Stored items from a collection:
********************

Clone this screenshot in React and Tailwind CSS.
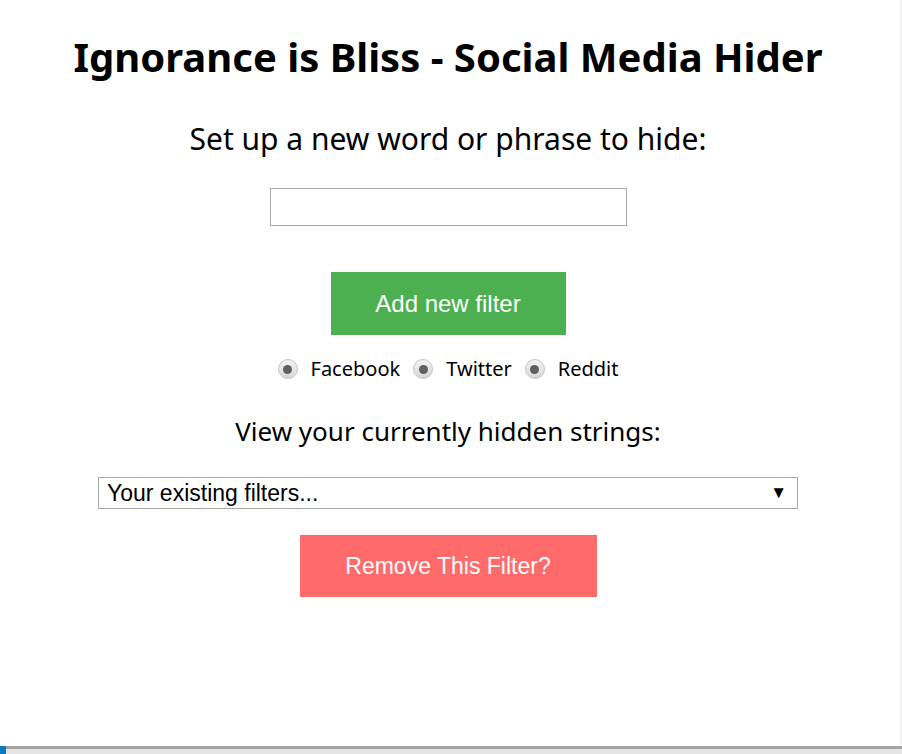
import { useState } from "react";

function Radio({ label }) {
  return (
    <label className="flex items-center">
      <span className="flex h-[20px] w-[20px] items-center justify-center rounded-full border border-[#c4c4c4] bg-gradient-to-b from-[#f4f4f4] to-[#d6d6d6]">
        <span className="h-[9px] w-[9px] rounded-full bg-[#5f5f5f]" />
      </span>
      <span className="ml-[13px] text-[20px] text-black">{label}</span>
    </label>
  );
}

export default function App() {
  const [phrase, setPhrase] = useState("");

  return (
    <div className="relative flex h-[754px] w-[902px] flex-col overflow-hidden bg-white font-['Noto_Sans',sans-serif]">
      <main className="flex flex-1 flex-col items-center border-r-2 border-[#f2f2f2] pr-[4px]">
        <h1 className="mt-[28px] text-[40px] font-bold leading-[58px] text-black">
          Ignorance is Bliss - Social Media Hider
        </h1>
        <h2 className="mt-[32px] text-[30px] leading-[42px] text-black">Set up a new word or phrase to hide:</h2>
        <input
          className="mt-[28px] h-[38px] w-[357px] border border-[#a9a9a9] px-2 text-[20px] outline-none"
          onChange={(e) => setPhrase(e.target.value)}
          type="text"
          value={phrase}
        />
        <button
          className="mt-[46px] h-[63px] w-[235px] bg-[#4caf50] font-['Liberation_Sans',Arial,sans-serif] text-[24px] text-white"
          type="button"
        >
          Add new filter
        </button>
        <div className="mt-[19px] flex items-center gap-[13px]">
          <Radio label="Facebook" />
          <Radio label="Twitter" />
          <Radio label="Reddit" />
        </div>
        <h3 className="mt-[28px] text-[26px] leading-[38px] text-black">View your currently hidden strings:</h3>
        <div className="mt-[27px] flex h-[32px] w-[700px] items-center justify-between border border-[#a9a9a9] pl-[8px] pr-[10px] font-['Liberation_Sans',Arial,sans-serif] text-[23px] text-black">
          <span>Your existing filters...</span>
          <span className="text-[17px]">▼</span>
        </div>
        <button
          className="mt-[26px] h-[62px] w-[297px] bg-[#ff6b6b] font-['Liberation_Sans',Arial,sans-serif] text-[23px] text-white"
          type="button"
        >
          Remove This Filter?
        </button>
      </main>
      <div className="flex h-[8px] border-t-[3px] border-[#a3a3a3] bg-[#e4e4e4]">
        <span className="-mt-[3px] h-[11px] w-[6px] bg-[#0a78c2]" />
      </div>
    </div>
  );
}
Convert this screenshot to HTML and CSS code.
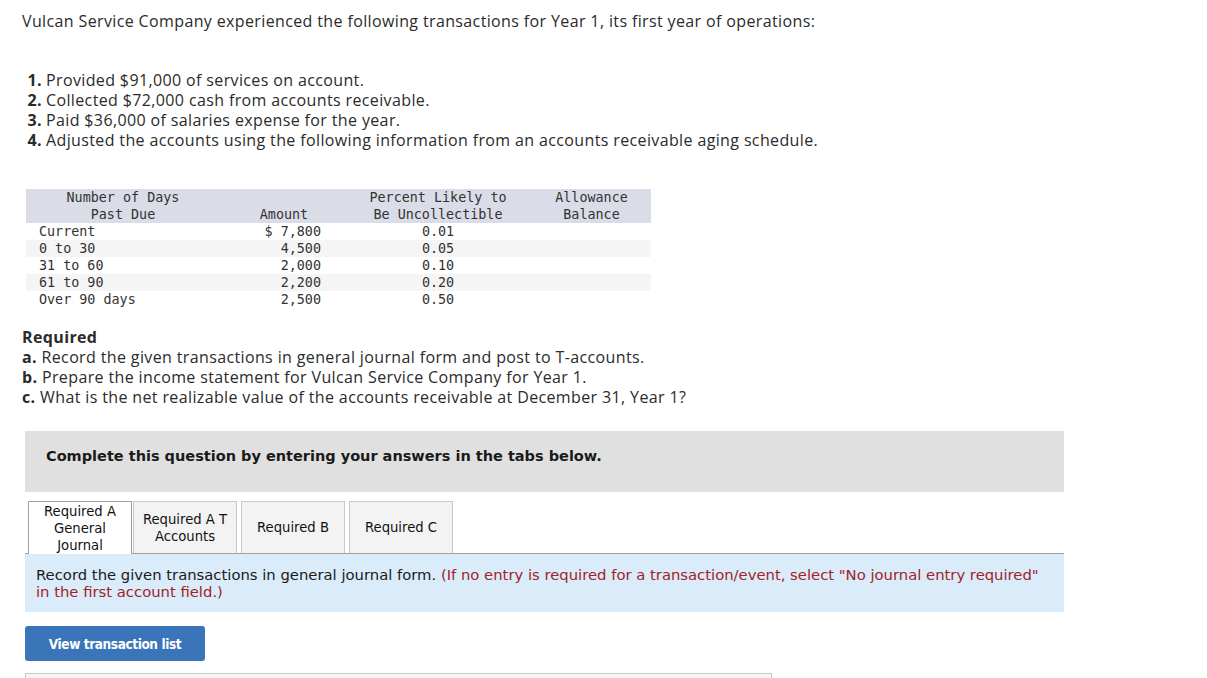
FILE: index.html
```html
<!DOCTYPE html>
<html>
<head>
<meta charset="utf-8">
<link rel="stylesheet" href="styles.css">
</head>
<body>
<div class="page">
  <p class="intro">Vulcan Service Company experienced the following transactions for Year 1, its first year of operations:</p>
  <ol class="steps">
    <li><span class="num">1.</span><span>Provided $91,000 of services on account.</span></li>
    <li><span class="num">2.</span><span>Collected $72,000 cash from accounts receivable.</span></li>
    <li><span class="num">3.</span><span>Paid $36,000 of salaries expense for the year.</span></li>
    <li><span class="num">4.</span><span>Adjusted the accounts using the following information from an accounts receivable aging schedule.</span></li>
  </ol>
  <table class="aging">
    <thead>
      <tr>
        <th class="c1">Number of Days<br>Past Due</th>
        <th class="c2"><br>Amount</th>
        <th class="c3">Percent Likely to<br>Be Uncollectible</th>
        <th class="c4">Allowance<br>Balance</th>
      </tr>
    </thead>
    <tbody>
      <tr><td class="c1">Current</td><td class="c2">$ 7,800</td><td class="c3">0.01</td><td class="c4"></td></tr>
      <tr><td class="c1">0 to 30</td><td class="c2">4,500</td><td class="c3">0.05</td><td class="c4"></td></tr>
      <tr><td class="c1">31 to 60</td><td class="c2">2,000</td><td class="c3">0.10</td><td class="c4"></td></tr>
      <tr><td class="c1">61 to 90</td><td class="c2">2,200</td><td class="c3">0.20</td><td class="c4"></td></tr>
      <tr><td class="c1">Over 90 days</td><td class="c2">2,500</td><td class="c3">0.50</td><td class="c4"></td></tr>
    </tbody>
  </table>
  <div class="required">
    <div class="req-title">Required</div>
    <div><b>a.</b> Record the given transactions in general journal form and post to T-accounts.</div>
    <div><b>b.</b> Prepare the income statement for Vulcan Service Company for Year 1.</div>
    <div><b>c.</b> What is the net realizable value of the accounts receivable at December 31, Year 1?</div>
  </div>
  <div class="banner">Complete this question by entering your answers in the tabs below.</div>
  <div class="tabs">
    <div class="tab active">Required A<br>General<br>Journal</div>
    <div class="tab">Required A T<br>Accounts</div>
    <div class="tab">Required B</div>
    <div class="tab">Required C</div>
  </div>
  <div class="info">Record the given transactions in general journal form. <span class="red">(If no entry is required for a transaction/event, select "No journal entry required" in the first account field.)</span></div>
  <button class="btn">View transaction list</button>
  <div class="bottom-box"></div>
</div>
</body>
</html>
```
FILE: styles.css
```css
* { box-sizing: border-box; }
html, body { margin: 0; padding: 0; background: #fff; }
body { font-family: "Open Sans", "Liberation Sans", sans-serif; color: #2b2b2b; overflow: hidden; }
.page { padding: 11px 0 0 22px; width: 1207px; height: 678px; }
.intro { margin: 0; font-size: 16px; letter-spacing: 0.37px; line-height: 20px; }
.steps { list-style: none; margin: 39px 0 0 0; padding: 0; font-size: 16px; letter-spacing: 0.37px; line-height: 20px; }
.steps li { display: flex; }
.steps .num { width: 20px; text-align: right; font-weight: bold; margin-right: 4px; }
.aging { margin: 39px 0 0 4px; border-collapse: collapse; font-family: "DejaVu Sans Mono", "Liberation Mono", monospace; font-size: 13.4px; color: #333; }
.aging th, .aging td { padding: 0; line-height: 17px; height: 17px; font-weight: normal; }
.aging thead tr { background: #dadde7; }
.aging th { vertical-align: bottom; text-align: center; }
.aging .c1 { width: 194px; }
.aging .c2 { width: 128px; }
.aging .c3 { width: 180px; }
.aging .c4 { width: 123px; }
.aging td.c1 { text-align: left; padding-left: 13px; }
.aging td.c2 { text-align: right; padding-right: 27px; }
.aging td.c3 { text-align: center; }
.aging th.c4 { padding-left: 4px; }
.aging tbody tr:nth-child(even) { background: #f5f5f5; }
.required { margin-top: 19px; font-size: 16px; letter-spacing: 0.37px; line-height: 20px; }
.req-title { font-weight: bold; }
.banner { margin: 24px 0 0 3px; width: 1039px; height: 61px; background: #e0e0e0; padding: 15px 0 0 21px; font-family: "DejaVu Sans", sans-serif; font-weight: bold; font-size: 14.5px; line-height: 20px; color: #1a1a1a; }
.tabs { display: flex; margin: 9px 0 0 3px; width: 1039px; border-bottom: 1px solid #a0a0a0; padding-left: 3px; align-items: flex-end; }
.tab { width: 104px; height: 52px; background: #f3f3f3; border: 1px solid #c8c8c8; border-bottom: none; margin-left: 4px; display: flex; align-items: center; justify-content: center; text-align: center; font-family: "DejaVu Sans", sans-serif; font-size: 13.2px; line-height: 17px; color: #111; }
.tab.active { margin-left: 0; background: #fff; border-color: #a0a0a0; height: 53px; margin-bottom: -1px; }
.tab.active + .tab { margin-left: 1px; }
.info { margin-left: 3px; width: 1039px; height: 58px; background: #daebf9; padding: 12px 14px 0 11px; font-family: "DejaVu Sans", sans-serif; font-size: 14.8px; line-height: 17px; color: #1a1a1a; }
.red { color: #a3222a; }
.btn { display: block; margin: 14px 0 0 3px; width: 180px; height: 35px; border: none; border-radius: 3px; background: #3a75b9; color: #fff; font-family: "DejaVu Sans Condensed", sans-serif; font-weight: bold; font-size: 13.5px; letter-spacing: -0.4px; padding: 0; }
.bottom-box { margin: 12px 0 0 3px; width: 747px; height: 20px; background: #f5f5f5; border: 1px solid #c8c8c8; }
```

********************

## [PROBLEM TO WORK ON]
Copy each line above where the string "screenshot" occurs.

## [COMPLETED TASK]
Clone this screenshot in React and Tailwind CSS.
Convert this screenshot to HTML and CSS code.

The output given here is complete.